Identify the lines bearing the string "React" and gather them.

__DATASET CONTENT__
+ + + +

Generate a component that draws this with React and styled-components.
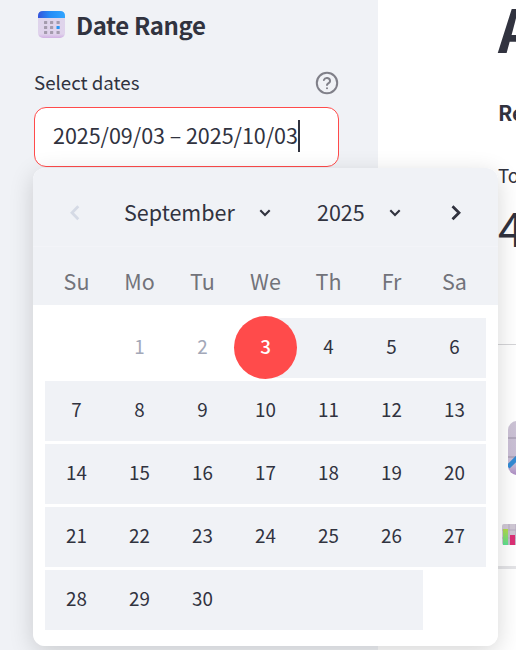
import React from "react";
import styled, { createGlobalStyle } from "styled-components";

const Global = createGlobalStyle`
  *, *::before, *::after { box-sizing: border-box; }
  body {
    margin: 0;
    overflow: hidden;
    background: #fff;
    color: #31333f;
    font-family: "Noto Sans CJK SC", "Open Sans", sans-serif;
  }
`;

const Page = styled.div`
  position: relative;
  display: flex;
  width: 516px;
  height: 650px;
  overflow: hidden;
`;

const Sidebar = styled.aside`
  flex: 0 0 378px;
  padding: 3px 39px 0 34px;
  background: #f0f2f6;
`;

const Heading = styled.h3`
  display: flex;
  align-items: center;
  gap: 11px;
  height: 43px;
  margin: 0;
  padding-left: 4px;
  font-size: 24px;
  font-weight: 600;
  letter-spacing: -0.4px;
  line-height: 42px;
  white-space: nowrap;
`;

const LabelRow = styled.div`
  display: flex;
  align-items: center;
  justify-content: space-between;
  height: 26px;
  margin-top: 24px;
  font-size: 18.7px;
  line-height: 24px;
`;

const LabelText = styled.span`
  height: 26px;
`;

const DateField = styled.div`
  display: flex;
  align-items: center;
  height: 60px;
  margin-top: 11px;
  padding-left: 18px;
  border: 1px solid #ff4b4b;
  border-radius: 12px;
  background: #fff;
  font-size: 21.5px;
  letter-spacing: -0.04px;
  line-height: 54px;
  white-space: nowrap;
`;

const DateText = styled.span`
  height: 58px;
`;

const Caret = styled.span`
  width: 2px;
  height: 32px;
  margin-bottom: 2px;
  background: #31333f;
`;

const Main = styled.main`
  flex: 1;
  display: flex;
  flex-direction: column;
  padding-left: 120px;
  overflow: hidden;
  white-space: nowrap;
`;

const Title = styled.h1`
  height: 64px;
  margin: 0;
  font-size: 59px;
  line-height: 56px;
`;

const Subtitle = styled.div`
  height: 30px;
  margin-top: 35px;
  font-size: 21px;
  font-weight: 700;
  line-height: 26px;
`;

const MetricLabel = styled.div`
  height: 26px;
  margin-top: 33px;
  font-size: 18.8px;
  line-height: 25px;
`;

const MetricValue = styled.div`
  height: 60px;
  margin-top: 12px;
  font-size: 47px;
  line-height: 54px;
`;

const Rule = styled.div`
  flex: none;
  height: ${(p) => p.$size}px;
  margin-top: ${(p) => p.$gap}px;
  background: ${(p) => p.$color};
`;

const SectionIcon = styled.div`
  flex: none;
  height: 54px;
  margin: 76px 0 0 10px;
  svg { display: block; }
`;

const TabIcon = styled.div`
  flex: none;
  height: 22px;
  margin: 49px 0 0 4px;
  svg { display: block; }
`;

const Popover = styled.section`
  position: absolute;
  left: 33px;
  top: 168px;
  width: 465px;
  height: 478px;
  overflow: hidden;
  border-radius: 12px;
  background: #fff;
`;

const Shadow = styled.div`
  position: absolute;
  left: 33px;
  top: 168px;
  width: 465px;
  height: 478px;
  border-radius: 12px;
  box-shadow: 0 6px 24px rgba(0, 0, 0, 0.16);
`;

const CalendarHeader = styled.header`
  height: 137px;
  background: #f0f2f6;
`;

const MonthBar = styled.div`
  display: flex;
  align-items: center;
  height: 79px;
  padding: 12px 32px 0 32px;
  border-bottom: 1px solid #f3f4f8;
  font-size: 21.5px;
  line-height: 64px;
  svg { flex: none; display: block; }
`;

const Picker = styled.div`
  display: flex;
  align-items: center;
  justify-content: space-between;
  width: ${(p) => p.$width}px;
  margin-left: ${(p) => p.$gap}px;
`;

const PickerText = styled.span`
  height: 66px;
`;

const NextButton = styled.div`
  margin-left: auto;
`;

const WeekRow = styled.div`
  display: grid;
  grid-template-columns: repeat(7, 63px);
  padding-left: 12px;
`;

const Weekday = styled.div`
  height: 58px;
  padding-top: 5px;
  color: #72737a;
  font-size: 21.5px;
  line-height: 58px;
  text-align: center;
`;

const Month = styled.div`
  padding-top: 11px;
`;

const Day = styled.div`
  height: 63px;
  color: ${(p) => (p.$disabled ? "#a3a8b8" : "#31333f")};
  font-size: 18.8px;
  line-height: 59px;
  text-align: center;
  background: ${(p) => (p.$filled ? "linear-gradient(#f0f2f6, #f0f2f6) 0 2px / 100% 60px no-repeat" : "none")};
`;

const Selected = styled.span`
  display: block;
  width: 63px;
  height: 63px;
  border-radius: 50%;
  background: #ff4b4b;
  color: #fff;
  font-weight: 500;
`;

const HalfDay = styled(Day)`
  background: linear-gradient(#f0f2f6, #f0f2f6) 32px 2px / 31px 60px no-repeat;
`;

function CalendarIcon() {
  return (
    <svg width="27" height="27" viewBox="0 0 27 27">
      <defs>
        <linearGradient id="calBody" x2="0" y2="1">
          <stop offset="0" stopColor="#ddd5ea" />
          <stop offset=".85" stopColor="#e0d3ec" />
          <stop offset="1" stopColor="#d1b1e3" />
        </linearGradient>
        <linearGradient id="calTop">
          <stop offset="0" stopColor="#3454dc" />
          <stop offset=".45" stopColor="#268cf6" />
          <stop offset="1" stopColor="#30a5ff" />
        </linearGradient>
      </defs>
      <rect width="27" height="27" rx="5" fill="url(#calBody)" />
      <path d="M0 7V5Q0 0 5 0H22Q27 0 27 5V7Z" fill="url(#calTop)" />
      <g fill="#a49bad">
        {[10, 15, 20].flatMap((y) => [6, 12, 18.5].map((x) => (
          <rect key={`${x}-${y}`} x={x} y={y} width="3.2" height="3" rx=".5" fill={x === 18.5 && y === 15 ? "#2796f3" : undefined} />
        )))}
      </g>
    </svg>
  );
}

function HelpIcon() {
  return (
    <svg width="24" height="24" viewBox="0 0 24 24" fill="none" stroke="#808089" strokeWidth="2" strokeLinecap="round" strokeLinejoin="round">
      <circle cx="12" cy="12" r="10.2" />
      <path d="M8.9 9a3.2 3.2 0 0 1 6.2 1c0 2.1-3.1 2.6-3.1 4M12 17.3h.01" />
    </svg>
  );
}

function Arrow({ left }) {
  return (
    <svg width="20" height="20" viewBox="0 0 20 20" fill="none" stroke={left ? "#d5dae5" : "#31333f"} strokeWidth="2.8" strokeLinecap="butt">
      <path d={left ? "M13.3 3.3L7 9.8L13.3 16.3" : "M6.5 3.3L13 9.8L6.5 16.3"} />
    </svg>
  );
}

function Down() {
  return (
    <svg width="12" height="8" viewBox="0 0 12 8" fill="none" stroke="#31333f" strokeWidth="2.1">
      <path d="M1.3 1.3L6 6L10.7 1.3" />
    </svg>
  );
}

function TrendIcon() {
  return (
    <svg width="54" height="54" viewBox="0 0 54 54">
      <defs>
        <linearGradient id="trendBody" x2="0" y2="1">
          <stop offset="0" stopColor="#cdc4d6" />
          <stop offset=".8" stopColor="#c8bcd5" />
          <stop offset="1" stopColor="#ad8dc5" />
        </linearGradient>
      </defs>
      <rect width="54" height="54" rx="9" fill="url(#trendBody)" />
      <path d="M0 17H54M0 36H54M17 0V54M36 0V54" stroke="#aaa0b5" strokeWidth="1.5" />
      <path d="M0 46L17 29L28 38L54 12" fill="none" stroke="#338bd4" strokeWidth="4.5" />
    </svg>
  );
}

function BarsIcon() {
  return (
    <svg width="22" height="22" viewBox="0 0 22 22">
      <defs>
        <linearGradient id="greenBar" x2="0" y2="1">
          <stop offset="0" stopColor="#b3db4b" />
          <stop offset="1" stopColor="#5ce092" />
        </linearGradient>
      </defs>
      <rect width="22" height="21" rx="2" fill="#d0c8d5" />
      <path d="M0 6H22M0 14H22M7 0V21M14 0V21" stroke="#b6adc0" />
      <path d="M1 5H6V21H1Z" fill="url(#greenBar)" />
      <path d="M8 11H13V21H8Z" fill="#dc3075" />
    </svg>
  );
}

const weekdays = ["Su", "Mo", "Tu", "We", "Th", "Fr", "Sa"];
const days = Array.from({ length: 35 }, (_, i) => i);

function DateCell({ index }) {
  if (index === 3) return <HalfDay><Selected>3</Selected></HalfDay>;
  return (
    <Day $disabled={index < 3} $filled={index > 3 && index < 34}>
      {index > 0 && index <= 30 ? index : ""}
    </Day>
  );
}

export default function App() {
  return (
    <>
      <Global />
      <Page>
        <Sidebar>
          <Heading><CalendarIcon />Date Range</Heading>
          <LabelRow><LabelText>Select dates</LabelText><HelpIcon /></LabelRow>
          <DateField><DateText>2025/09/03 – 2025/10/03</DateText><Caret /></DateField>
        </Sidebar>
        <Main>
          <Title>A</Title>
          <Subtitle>Re</Subtitle>
          <MetricLabel>To</MetricLabel>
          <MetricValue>4</MetricValue>
          <Rule $size={1} $gap={84} $color="#d5d5d8" />
          <SectionIcon><TrendIcon /></SectionIcon>
          <TabIcon><BarsIcon /></TabIcon>
          <Rule $size={3} $gap={20} $color="#e4e4e7" />
        </Main>
        <Shadow />
        <Popover>
          <CalendarHeader>
            <MonthBar>
              <Arrow left />
              <Picker $width={147} $gap={39}><PickerText>September</PickerText><Down /></Picker>
              <Picker $width={84} $gap={46}><PickerText>2025</PickerText><Down /></Picker>
              <NextButton><Arrow /></NextButton>
            </MonthBar>
            <WeekRow>{weekdays.map((d) => <Weekday key={d}>{d}</Weekday>)}</WeekRow>
          </CalendarHeader>
          <Month>
            <WeekRow>{days.map((d) => <DateCell key={d} index={d} />)}</WeekRow>
          </Month>
        </Popover>
      </Page>
    </>
  );
}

+ + + +

__FULL ANSWER__
Generate a component that draws this with React and styled-components.
import React from "react";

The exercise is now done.